On the other hand, people think, well, because I can do it on my device and I don’t need a branch anymore, it is less expensive. That’s flawed. These systems are breathtakingly expensive to build: data centers, keeping the systems up 24/7. People are now very intolerant of systems going down. They want them up all the time, every day, no excuses.
A system that’s available 24 hours a day with lots of bandwidth that’s totally secure is a very expensive system to build. You need scale. That will be the defining competitive advantage in our business going forward.

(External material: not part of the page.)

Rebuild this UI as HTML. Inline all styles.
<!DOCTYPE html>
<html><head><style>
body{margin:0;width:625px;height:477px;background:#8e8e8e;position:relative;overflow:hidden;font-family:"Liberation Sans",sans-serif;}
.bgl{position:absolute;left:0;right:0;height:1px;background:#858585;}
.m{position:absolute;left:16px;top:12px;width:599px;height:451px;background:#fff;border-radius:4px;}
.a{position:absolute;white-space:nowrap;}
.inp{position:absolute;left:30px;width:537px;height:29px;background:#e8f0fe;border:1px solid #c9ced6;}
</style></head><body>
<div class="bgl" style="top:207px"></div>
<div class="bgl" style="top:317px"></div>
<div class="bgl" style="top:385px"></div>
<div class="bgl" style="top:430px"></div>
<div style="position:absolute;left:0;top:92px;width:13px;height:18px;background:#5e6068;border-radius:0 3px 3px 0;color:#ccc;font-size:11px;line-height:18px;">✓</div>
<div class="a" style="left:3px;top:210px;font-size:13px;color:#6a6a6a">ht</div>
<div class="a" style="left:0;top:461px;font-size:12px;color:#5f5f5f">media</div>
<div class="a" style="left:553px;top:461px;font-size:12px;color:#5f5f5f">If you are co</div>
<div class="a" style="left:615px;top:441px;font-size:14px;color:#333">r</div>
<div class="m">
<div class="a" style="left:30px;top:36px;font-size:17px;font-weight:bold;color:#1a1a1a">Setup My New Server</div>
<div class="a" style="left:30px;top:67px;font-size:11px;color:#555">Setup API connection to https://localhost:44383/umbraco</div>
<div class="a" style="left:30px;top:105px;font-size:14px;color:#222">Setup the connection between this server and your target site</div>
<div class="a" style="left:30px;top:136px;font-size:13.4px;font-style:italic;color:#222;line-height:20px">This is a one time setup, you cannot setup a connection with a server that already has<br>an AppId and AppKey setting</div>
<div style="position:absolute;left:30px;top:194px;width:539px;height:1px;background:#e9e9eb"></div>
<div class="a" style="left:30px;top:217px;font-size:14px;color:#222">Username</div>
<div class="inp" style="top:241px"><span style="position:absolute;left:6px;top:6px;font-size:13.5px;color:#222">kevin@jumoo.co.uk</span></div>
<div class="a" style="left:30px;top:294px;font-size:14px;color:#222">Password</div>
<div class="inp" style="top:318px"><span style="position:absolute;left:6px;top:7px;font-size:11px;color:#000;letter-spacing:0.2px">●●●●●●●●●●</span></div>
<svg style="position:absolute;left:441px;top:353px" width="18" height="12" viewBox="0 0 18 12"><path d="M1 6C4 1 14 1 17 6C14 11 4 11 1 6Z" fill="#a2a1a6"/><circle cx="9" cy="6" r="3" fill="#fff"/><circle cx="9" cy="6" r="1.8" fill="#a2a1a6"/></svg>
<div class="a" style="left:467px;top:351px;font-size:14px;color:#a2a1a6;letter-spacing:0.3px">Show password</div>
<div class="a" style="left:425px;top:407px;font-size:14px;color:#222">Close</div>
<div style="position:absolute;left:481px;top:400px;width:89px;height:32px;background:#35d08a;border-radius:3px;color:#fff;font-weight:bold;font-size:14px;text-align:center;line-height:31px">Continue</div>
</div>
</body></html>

The ability to finance, design, build, and implement those big tech systems—that’s going to separate the winners from losers.
McKinsey: What about the prospect of a common currency for ASEAN? Is monetary union completely off the table?
Michael Zink: Nobody is dreaming beyond their scope right now. We’re not talking about political union or monetary union or a single currency for ASEAN. It’s simply not at that stage of evolution. It’s very focused today on the commercial aspects of helping all the countries grow. Grow the economies, help small businesses develop, create jobs for young people coming out of university: [the discussions are] very, very practical. And that’s why ASEAN has been successful. It’s not only dealing with the practical but also dealing with the achievable.
Country by country, each of these societies has its own way of making decisions. Our approach is to understand how it’s done. It’s most important for us to understand how those decisions were made and appreciate that things are all moving forward.